Defending the Game Plan
Defending the Game Plan
The mantra rings through my head during the start and first few moments of any race: Stick to your game plan. It’s there because I worked long and hard to put it there. It wasn’t so long ago that I would start a race with a carefully conceived plan of attack for the first leg and, at the first sign of trouble, quickly abandon it in favor of whatever looked good at that particular moment.
The game plan mantra has a few things going for it: 1. It forces me to seriously think about the upcoming leg before the start; to carefully consider the factors involved and the options. 2. It puts everyone on the same page before the start, and allows people the opportunity to offer their input, at a time when it can be properly evaluated. 3. If something does go wrong, it’s much easier to learn from the experience. Re-hashing, and learning from, seat-of-the-pants tactics is a difficult task.
So in the second race last night, when we came off the middle of the line in a solid lane and with the opportunity to tack, it was an easy decision. We’d decided before the race to play the right, so we picked a nice vein of wind and tacked. For a while we looked good leading a smaller group of boats into was seemed like an area of solid breeze. But getting back to the left was difficult. The wind dropped away and the boats on the left rode a significant left shift over us. We struggled to get in phase and find a good lane, hit the mark, and after our penalty turn were four boats from last.

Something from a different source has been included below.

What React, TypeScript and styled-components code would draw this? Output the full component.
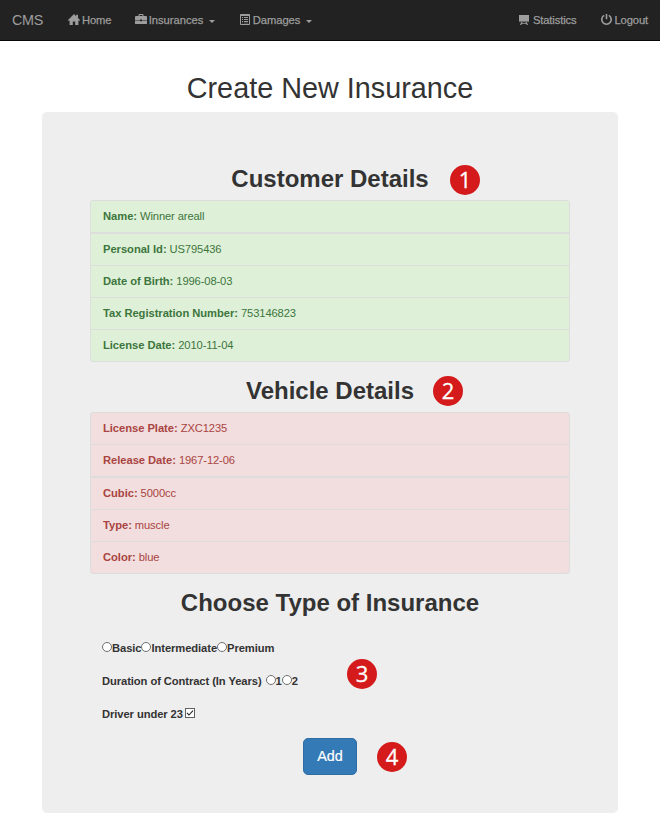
import React from 'react';
import styled, { createGlobalStyle } from 'styled-components';

const GlobalStyle = createGlobalStyle`
  * { box-sizing: border-box; }
  body {
    margin: 0;
    background: #fff;
    color: #333;
    font-family: "Liberation Sans", Arial, sans-serif;
    font-size: 11.2px;
    line-height: 16px;
  }
`;

const Page = styled.div`
  height: 830px;
  overflow: hidden;
`;

const Navbar = styled.nav`
  display: flex;
  align-items: center;
  justify-content: space-between;
  height: 41px;
  padding: 0 12px;
  background: #222;
  border-bottom: 1px solid #080808;
  color: #9d9d9d;
`;

const NavGroup = styled.div<{ $gap: number }>`
  display: flex;
  align-items: center;
  gap: ${(p) => p.$gap}px;
`;

const Brand = styled.span`
  width: 32.6px;
  font-size: 14.4px;
  letter-spacing: -0.3px;
`;

const NavItem = styled.span<{ $gap?: number; $tracking?: number }>`
  display: flex;
  align-items: center;
  gap: ${(p) => p.$gap ?? 2}px;
  white-space: nowrap;
  letter-spacing: ${(p) => p.$tracking ?? -0.05}px;
  -webkit-text-stroke: 0.25px #9d9d9d;
`;

const Icon = styled.svg`
  display: block;
  flex: none;
  fill: currentColor;
`;

const Caret = styled.span`
  margin: 2px 1px 0 4px;
  border-top: 3px solid #9d9d9d;
  border-left: 3px solid transparent;
  border-right: 3px solid transparent;
`;

const Title = styled.h1`
  margin: 31px 0 8px;
  font-size: 28.8px;
  font-weight: 400;
  line-height: 32px;
  text-align: center;
`;

const Panel = styled.main`
  display: flex;
  flex-direction: column;
  width: 576px;
  height: 701px;
  margin: 0 auto;
  padding: 38px 48px 0;
  background: #eee;
  border-radius: 5px;
`;

const SectionTitle = styled.h2`
  position: relative;
  margin: 16px 0 8px;
  font-size: 24px;
  font-weight: 700;
  line-height: 26px;
  text-align: center;
`;

const Badge = styled.span<{ $x: number; $y: number }>`
  position: absolute;
  left: ${(p) => p.$x}px;
  top: ${(p) => p.$y}px;
  width: 30px;
  height: 30px;
  border-radius: 50%;
  background: #d41a1b;
  color: #fff;
  font: 400 22px/28px "Open Sans", "Noto Sans", sans-serif;
  letter-spacing: 0;
  -webkit-text-stroke: 0.3px #fff;
  text-align: center;
`;

const List = styled.ul<{ $tone: 'green' | 'red' }>`
  margin: 0;
  padding: 0;
  list-style: none;
  border: 1px solid #ddd;
  border-radius: 3px;
  overflow: hidden;
  color: ${(p) => (p.$tone === 'green' ? '#3c763d' : '#a94442')};
  background: ${(p) => (p.$tone === 'green' ? '#dff0d8' : '#f2dede')};
`;

const Row = styled.li<{ $thick: boolean }>`
  height: ${(p) => (p.$thick ? 33 : 32)}px;
  padding: 7px 12px 0;
  border-bottom: ${(p) => (p.$thick ? 2 : 1)}px solid #ddd;
  letter-spacing: -0.12px;
  &:last-child {
    height: 31px;
    border-bottom: 0;
  }
`;

const Term = styled.b`
  letter-spacing: -0.04px;
`;

const Options = styled.form`
  display: flex;
  flex-direction: column;
  align-items: flex-start;
  position: relative;
  padding: 16px 0 0 12px;
  font-weight: 700;
  letter-spacing: -0.08px;
`;

const OptionRow = styled.div`
  display: flex;
  align-items: center;
  height: 16px;
  margin-bottom: 17px;
  white-space: nowrap;
`;

const OptionLabel = styled.label`
  display: flex;
  align-items: center;
`;

const Caption = styled.span<{ $gap: number }>`
  margin-right: ${(p) => p.$gap}px;
`;

const Radio = styled.input`
  appearance: none;
  width: 10px;
  height: 10px;
  margin: 0 0 2px;
  border: 1px solid #707070;
  border-radius: 50%;
  background: #fff;
`;

const CheckFrame = styled.span`
  display: grid;
  width: 10px;
  height: 10px;
  margin-bottom: 2px;
  > * { grid-area: 1 / 1; }
`;

const Check = styled.input`
  appearance: none;
  width: 10px;
  height: 10px;
  margin: 0;
  border: 1px solid #606060;
  background: #fff;
`;

const Tick = styled.svg`
  z-index: 1;
  pointer-events: none;
`;

const Submit = styled.button`
  align-self: center;
  width: 54px;
  height: 37px;
  margin: -1px 12px 0 0;
  padding: 0 0 1px;
  border: 1px solid #2e6da4;
  border-radius: 5px;
  background: #337ab7;
  color: #fff;
  font: 14.4px "Liberation Sans", Arial, sans-serif;
  -webkit-text-stroke: 0.2px #fff;
`;

const HomeIcon = () => (
  <Icon width="12" height="12" viewBox="0 0 12 12">
    <path d="M6 0 L8.2 2.2 V.8 H10 V4 L12 6.1 L11.4 7 L10.4 6.4 V11 H7.2 V7.4 H4.8 V11 H1.6 V6.4 L.6 7 L0 6.1 Z" />
  </Icon>
);

const BriefcaseIcon = () => (
  <Icon width="12" height="12" viewBox="0 0 12 12">
    <path d="M3.5 2 V1 Q3.5 0 4.5 0 H7.5 Q8.5 0 8.5 1 V2 H11 Q12 2 12 3 V6 H7 V5.6 H5 V6 H0 V3 Q0 2 1 2 Z M4.6 2 H7.4 V1.1 H4.6 Z M0 6.6 H5 V7.2 H7 V6.6 H12 V9.4 Q12 10 11.4 10 H.6 Q0 10 0 9.4 Z" fillRule="evenodd" />
  </Icon>
);

const ListIcon = () => (
  <Icon width="11" height="12" viewBox="0 0 11 12">
    <path d="M.8 0 H9.2 Q10 0 10 .9 V10.1 Q10 11 9.2 11 H.8 Q0 11 0 10.1 V.9 Q0 0 .8 0 Z M1 2 V10 H9 V2 Z" fillRule="evenodd" />
    <path d="M2 3h1v1H2z M4 3h4v1H4z M2 5h1v1H2z M4 5h4v1H4z M2 7h1v1H2z M4 7h4v1H4z M2 8.7h1v.6H2z M4 8.7h4v.6H4z" />
  </Icon>
);

const BoardIcon = () => (
  <Icon width="11" height="11" viewBox="0 0 11 11">
    <path d="M0 0 H10 V6 H0 Z" />
    <path d="M0 6 H10 V7.2 H0 Z" opacity=".6" />
    <path d="M2.2 7.2 H3.6 L3.2 8.2 H6.8 L6.4 7.2 H7.8 L9 10 H7.7 L7.3 9.1 H2.7 L2.3 10 H1 Z" />
  </Icon>
);

const PowerIcon = () => (
  <Icon width="11" height="12" viewBox="0 0 11 12">
    <path d="M3.2 1.4 A4.7 4.7 0 1 0 7.8 1.4" fill="none" stroke="currentColor" strokeWidth="1.6" />
    <path d="M4.7 0 H6.3 V5.2 H4.7 Z" />
  </Icon>
);

const customer = [
  ['Name', 'Winner areall'],
  ['Personal Id', 'US795436'],
  ['Date of Birth', '1996-08-03'],
  ['Tax Registration Number', '753146823'],
  ['License Date', '2010-11-04'],
];

const vehicle = [
  ['License Plate', 'ZXC1235'],
  ['Release Date', '1967-12-06'],
  ['Cubic', '5000cc'],
  ['Type', 'muscle'],
  ['Color', 'blue'],
];

type DetailsProps = { tone: 'green' | 'red'; rows: string[][]; thickRow: number };

const Details = ({ tone, rows, thickRow }: DetailsProps) => (
  <List $tone={tone}>
    {rows.map(([label, value], i) => (
      <Row key={label} $thick={i === thickRow}>
        <Term>{label}:</Term> {value}
      </Row>
    ))}
  </List>
);

const RadioOption = ({ name, label }: { name: string; label: string }) => (
  <OptionLabel>
    <Radio type="radio" name={name} />
    {label}
  </OptionLabel>
);

export default function App() {
  return (
    <Page>
      <GlobalStyle />
      <Navbar>
        <NavGroup $gap={23.4}>
          <Brand>CMS</Brand>
          <NavItem $tracking={-0.15}><HomeIcon />Home</NavItem>
          <NavItem $tracking={0}><BriefcaseIcon />Insurances<Caret /></NavItem>
          <NavItem><ListIcon />Damages<Caret /></NavItem>
        </NavGroup>
        <NavGroup $gap={24}>
          <NavItem $gap={3} $tracking={-0.12}><BoardIcon />Statistics</NavItem>
          <NavItem $gap={3} $tracking={-0.12}><PowerIcon />Logout</NavItem>
        </NavGroup>
      </Navbar>
      <Title>Create New Insurance</Title>
      <Panel>
        <SectionTitle>Customer Details<Badge $x={360} $y={-1}>1</Badge></SectionTitle>
        <Details tone="green" rows={customer} thickRow={0} />
        <SectionTitle>Vehicle Details<Badge $x={343} $y={-2}>2</Badge></SectionTitle>
        <Details tone="red" rows={vehicle} thickRow={1} />
        <SectionTitle>Choose Type of Insurance</SectionTitle>
        <Options>
          <OptionRow>
            <RadioOption name="type" label="Basic" />
            <RadioOption name="type" label="Intermediate" />
            <RadioOption name="type" label="Premium" />
          </OptionRow>
          <OptionRow>
            <Caption $gap={4}>Duration of Contract (In Years)</Caption>
            <RadioOption name="years" label="1" />
            <RadioOption name="years" label="2" />
          </OptionRow>
          <OptionRow>
            <Caption $gap={2}>Driver under 23</Caption>
            <CheckFrame>
              <Check type="checkbox" defaultChecked />
              <Tick width="10" height="10" viewBox="0 0 10 10">
                <path d="M2 4.8 L4 7 L8 2.7" fill="none" stroke="#222" strokeWidth="1.1" />
              </Tick>
            </CheckFrame>
          </OptionRow>
          <Submit type="button">Add</Submit>
          <Badge $x={257} $y={35}>3</Badge>
          <Badge $x={287} $y={118}>4</Badge>
        </Options>
      </Panel>
    </Page>
  );
}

The geographically influenced left shift along the shore of Goat Island will certainly go into my notebook. But the larger lesson, we decided over our post-race beverages, was to not be too hasty to execute the game plan. In some J/24 Fleet 50 races, you must pick a side and commit to it. But last night wasn’t like that. The beat was more open, the changes from side to side more fluid. We came off the middle of the line in a very solid position, with much of the fleet bunched to leeward of us. We had a good lane on starboard tack and we should’ve been more patient. We were in a good position to protect the right side of the course, which we thought was favored. By sticking with the fleet, we could hedge our bets and take advantage of our solid start. By bailing out to the right and leaving the pack behind, we effectively neutralized our start and went all-in on our pre-race prediction. Trusting yourself, and your game plan, is one thing, but being able to do so smartly, while minimizing the inevitable mistakes, is much better.